We must bend our steps towards the water side, for I have a message to leave at Farmer Riley's: and sooth to say, it is no unpleasant necessity; for the road thither is smooth and dry, retired, as one likes a country walk to be, but not too lonely, which women never like; leading past the Loddon--the bright, brimming, transparent Loddon--a fitting mirror for this bright blue sky, and terminating at one of the prettiest and most comfortable farmhouses in the neighbourhood.

How beautiful the lane is to-day, decorated with a thousand colours! The brown road, and the rich verdure that borders it, strewed with the pale yellow leaves of the elm, just beginning to fall; hedgerows glowing with long wreaths of the bramble in every variety of purplish red; and overhead the unchanged green of the fir, contrasting with the spotted sycamore, the tawny beech, and the dry sere leaves of the oak, which rustle as the light wind passes through them; a few common hardy yellow flowers (for yellow is the common colour of flowers, whether wild or cultivated, as blue is the rare one), flowers of many sorts, but almost of one tint, still blowing in spite of the season, and ruddy berries glowing through all. How very beautiful is the lane!

And how pleasant is this hill where the road widens, with the group of cattle by the wayside, and George Hearn, the little post-boy, trundling his hoop at full speed, making all the better haste in his work, because he cheats himself into thinking it play! And how beautiful, again, is this patch of common at the hilltop with the clear pool, where Martha Pither's children,--elves of three, and four, and five years old,--without any distinction of sex in their sunburnt faces and tattered drapery, are dipping up water in their little homely cups shining with cleanliness, and a small brown pitcher with the lip broken, to fill that great kettle, which, when it is filled, their united strength will never be able to lift! They are quite a group for a painter, with their rosy cheeks, and chubby hands, and round merry faces; and the low cottage in the background, peeping out of its vine leaves and china roses, with Martha at the door, tidy, and comely, and smiling, preparing the potatoes for the pot, and watching the progress of dipping and filling that useful utensil, completes the picture.

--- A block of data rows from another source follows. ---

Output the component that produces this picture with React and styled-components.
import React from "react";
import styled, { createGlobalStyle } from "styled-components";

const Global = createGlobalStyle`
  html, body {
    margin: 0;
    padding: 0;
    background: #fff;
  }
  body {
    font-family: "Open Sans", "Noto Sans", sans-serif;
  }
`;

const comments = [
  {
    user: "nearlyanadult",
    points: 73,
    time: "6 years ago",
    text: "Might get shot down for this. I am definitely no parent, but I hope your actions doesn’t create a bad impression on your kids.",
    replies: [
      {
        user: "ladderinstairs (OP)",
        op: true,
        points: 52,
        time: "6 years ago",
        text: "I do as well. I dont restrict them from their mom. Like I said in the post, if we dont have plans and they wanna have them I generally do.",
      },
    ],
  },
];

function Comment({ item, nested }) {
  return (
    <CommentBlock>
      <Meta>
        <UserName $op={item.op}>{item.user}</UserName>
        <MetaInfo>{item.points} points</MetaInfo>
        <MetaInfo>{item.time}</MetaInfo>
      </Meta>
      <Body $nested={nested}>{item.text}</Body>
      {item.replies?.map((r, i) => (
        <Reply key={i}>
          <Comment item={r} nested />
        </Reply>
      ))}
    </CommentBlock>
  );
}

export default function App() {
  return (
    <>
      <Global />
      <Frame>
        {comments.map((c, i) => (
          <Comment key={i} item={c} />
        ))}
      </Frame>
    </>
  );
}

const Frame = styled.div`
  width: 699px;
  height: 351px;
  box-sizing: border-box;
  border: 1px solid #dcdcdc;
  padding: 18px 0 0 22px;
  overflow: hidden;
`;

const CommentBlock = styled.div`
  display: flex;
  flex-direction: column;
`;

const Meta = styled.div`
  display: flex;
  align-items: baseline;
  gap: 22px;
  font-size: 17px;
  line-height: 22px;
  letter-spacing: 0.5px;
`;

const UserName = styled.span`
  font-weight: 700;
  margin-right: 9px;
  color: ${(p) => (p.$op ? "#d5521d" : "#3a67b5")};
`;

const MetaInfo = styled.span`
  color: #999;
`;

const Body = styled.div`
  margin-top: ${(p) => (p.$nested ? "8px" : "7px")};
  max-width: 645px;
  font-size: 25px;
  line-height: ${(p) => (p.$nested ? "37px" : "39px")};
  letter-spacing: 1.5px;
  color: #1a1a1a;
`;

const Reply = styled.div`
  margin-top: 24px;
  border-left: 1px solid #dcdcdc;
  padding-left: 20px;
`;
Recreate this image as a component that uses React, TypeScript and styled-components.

But we must go on. No time for more sketches in these short days. It is getting cold too. We must proceed in our walk. Dash is showing us the way and beating the thick double hedgerow that runs along the side of the meadows, at a rate that indicates game astir, and causes the leaves to fly as fast as an east-wind after a hard frost. Ah! a pheasant! a superb cock pheasant! Nothing is more certain than Dash's questing, whether in a hedgerow or covert, for a better spaniel never went into the field; but I fancied that it was a hare afoot, and was almost as much startled to hear the whirring of those splendid wings, as the princely bird himself would have been at the report of a gun. Indeed, I believe that the way in which a pheasant goes off, does sometimes make young sportsmen a little nervous, (they don't own it very readily, but the observation may be relied on nevertheless), until they get as it were broken in to the sound; and then that grand and sudden burst of wing becomes as pleasant to them as it seems to be to Dash, who is beating the hedgerow with might and main, and giving tongue louder, and sending the leaves about faster than ever--very proud of finding the pheasant, and perhaps a little angry with me for not shooting it; at least looking as if he would be angry if I were a man; for Dash is a dog of great sagacity, and has doubtless not lived four years in the sporting world without making the discovery, that although gentlemen do shoot, ladies do not.

The Loddon at last! the beautiful Loddon! and the bridge, where every one stops, as by instinct, to lean over the rails, and gaze a moment on a landscape of surpassing loveliness,--the fine grounds of the Great House, with their magnificent groups of limes, and firs, and poplars grander than ever poplars were; the green meadows opposite, studded with oaks and elms; the clear winding river; the mill with its picturesque old buildings, bounding the scene; all glowing with the rich colouring of autumn, and harmonised by the soft beauty of the clear blue sky, and the delicious calmness of the hour. The very peasant whose daily path it is, cannot cross that bridge without a pause.

But the day is wearing fast, and it grows colder and colder. I really think it will be a frost. After all, spring is the pleasantest season, beautiful as this scenery is. We must get on. Down that broad yet shadowy lane, between the park, dark with evergreens and dappled with deer, and the meadows where sheep, and cows, and horses are grazing under the tall elms; that lane, where the wild bank, clothed with fern, and tufted with furze, and crowned by rich berried thorn, and thick shining holly on the one side, seems to vie in beauty with the picturesque old paling, the bright laurels, and the plumy cedars, on the other;--down that shady lane, until the sudden turn brings us to an opening where four roads meet, where a noble avenue turns down to the Great House; where the village church rears its modest spire from amidst its venerable yew trees: and where, embosomed in orchards and gardens, and backed by barns and ricks, and all the wealth of the farmyard, stands the spacious and comfortable abode of good Farmer Riley,--the end and object of our walk.

And in happy time the message is said and the answer given, for this beautiful mild day is edging off into a dense frosty evening; the leaves of the elm and the linden in the old avenue are quivering and vibrating and fluttering in the air, and at length falling crisply on the earth, as if Dash were beating for pheasants in the tree-tops; the sun gleams dimly through the fog, giving little more of light and heat than his fair sister the lady moon;--I don't know a more disappointing person than a cold sun; and I am beginning to wrap my cloak closely round me, and to calculate the distance to my own fireside, recanting all the way my praises of November, and longing for the showery, flowery April, as much as if I were a half-chilled butterfly, or a dahlia knocked down by the frost.

Ah, dear me! what a climate this is, that one cannot keep in the same mind about it for half an hour together! I wonder, by the way, whether the fault is in the weather, which Dash does not seem to care for, or in me? If I should happen to be wet through in a shower next spring, and should catch myself longing for autumn, that would settle the question.